Ya se verá hasta donde alcanza el cambio, pero nadie discute a estas alturas que el 20-D dibujará un nuevo mapa político en Galicia. Con la resaca del cava, el turrón y los villancicos, quedará completo el rediseño apuntado en las elecciones autonómicas del 2012 y perfilado en las municipales del mayo pasado al menos en las áreas urbanas del país. Cómo quede la cosa dependerá de los muchos miles de gallegos que, al parecer, a día de hoy no saben si acudirán a la cita con las urnas y mucho menos qué votarán. Lo que sí tiene claro el batallón de los indecisos -porque los analistas se lo recuerdan a diario- es que su voto, si lo emiten, o su abstención, resultarán más decisivos que nunca a la hora de determinar quién ha de ser en adelante el inquilino de La Moncloa.

Todo apunta a que en la comunidad gallega el PP seguirá siendo la primera fuerza. Así será, salvo sorpresa monumental, a pesar de que va a sufrir un considerable erosión, una más, en la porción de electorado que antaño le era fiel. Los populares, que hace poco superaban el 50% de los votantes, desde hace cuatro años se están deslizando en una pronunciada cuesta abajo que a saber a qué suelo les conduce en un futuro próximo. Ahora bien, el PP gallego de Feijóo no se desmorona. Ninguna encuesta seria le vaticina un descalabro en estos comicios. Tal vez eso tenga que ver con el hecho de que quien se examina no es Don Alberto, sino Rajoy, y los votantes conservadores gallegos, en su gran mayoría, parecen ser capaces de distinguir lo que se juegan en cada envite electoral y actúan en consecuencia.
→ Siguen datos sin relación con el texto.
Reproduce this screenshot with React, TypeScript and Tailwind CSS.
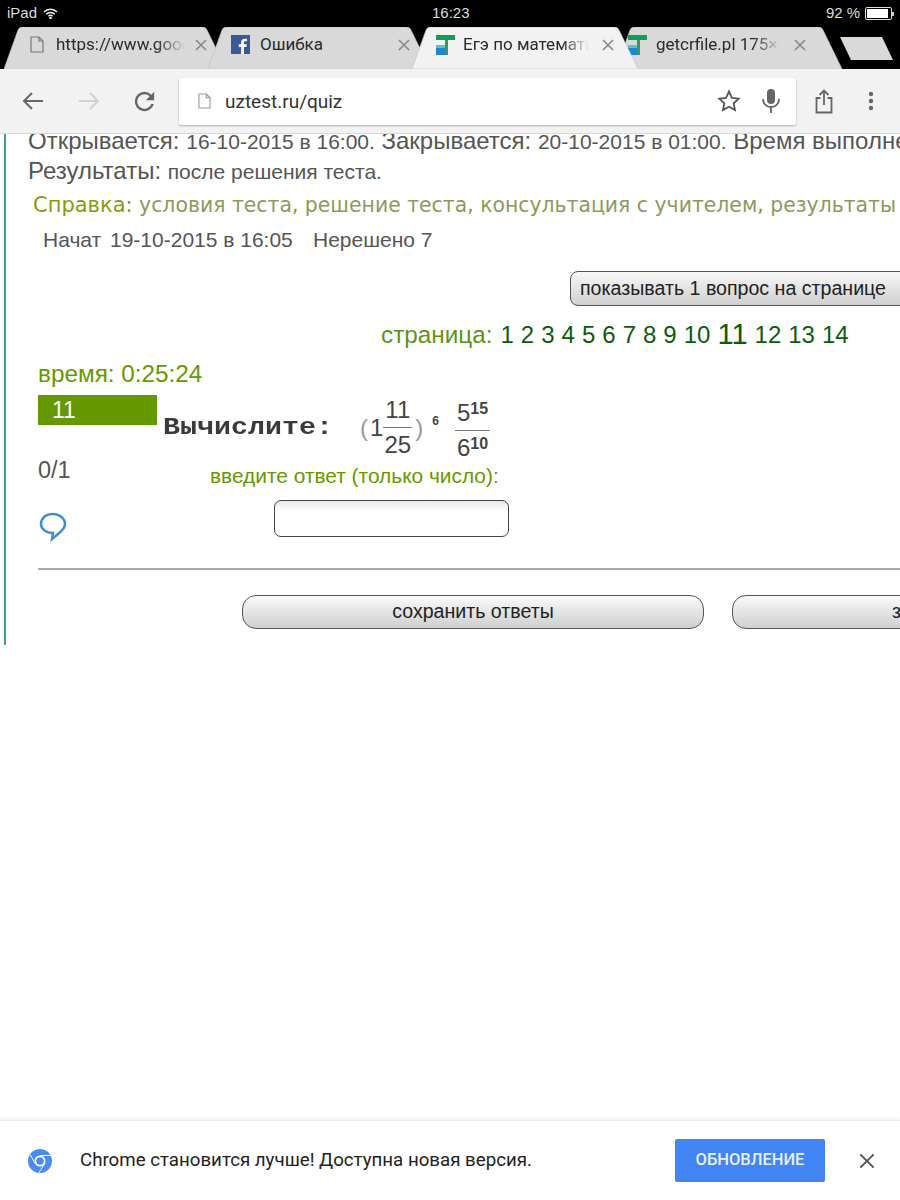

De otro lado, el denominado frente rupturista está a punto de dar el sorpasso al PSOE. Eso es lo que, cocinas aparte, indican casi todos los sondeos serios, los publicados y los de consumo interno. Al rebufo del exitoso y premonitorio experimento que constituyó AGE, en Galicia ha cuajado una confluencia estratégica que no fue posible en otras latitudes, la del nacionalismo beirista con Esquerda Unida y Podemos, aderezada con pequeños grupos radicales, movimientos sociales, una parte del ecologismo militante, etc. Su trayectoria es claramente ascendente, hasta tal punto que, salvo imponderables, para el año que viene las mareas, o algo similar, serán el principal rival de Feijóo o de quien quiera que sea el candidato popular. Ese movimiento aspira a replicar en 2016, en O Hórreo y en San Caetano, su primavera municipal.

Hay cierta coincidencia en que al PSdeG solo lo salvaría de la debacle en las próximas autonómicas que Pedro Sánchez fuera investido presidente del Gobierno. Algo les debería ayudar la gestión de tres de las cuatro diputaciones gallegas, siempre y cuando sean capaces de arreglar cuanto antes el entuerto de Lugo. Las siglas socialistas, tanto o más que las del PP, cotizan a la baja en toda España, entre otras razones porque la dinámica demográfica juega en contra del bipartidismo o de la vieja política, como se prefiera. Al PSOE se le van muriendo en Galicia casi tantos votantes como al PP. Así lo acreditan los estudios sociológicos y demoscópicos. La gente joven que se incorpora a los censos electorales es la clientela natural del rupturismo y, en mucha menor medida, del nacionalismo encarnado por el BNG.

Los de Xavier Vence lo tienen muy negro. Quedarse sin escaños en el Congreso sería un paso más en el camino que les está llevando de vuelta a la condición de fuerza poco menos que residual, en todo caso irrelevante, en el nuevo escenario político gallego. Tal era la posición testimonial de la que partieron en la etapa fundacional de la Galicia autonómica. Fue su ahora tan denostado Xosé Manuel Beiras quien capitaneó el frentismo en la larga travesía del desierto hasta situarlo a un paso del poder institucional, liderando la oposición al fraguismo. En buena parte de la ortodoxia bloqueira está instalado el convencimiento de que aquellos tiempos de mieles electorales ya no volverán. Y algunos parecen resignados a que así sea. Somos los que somos, es lo que hay, Fernández Lores dixit.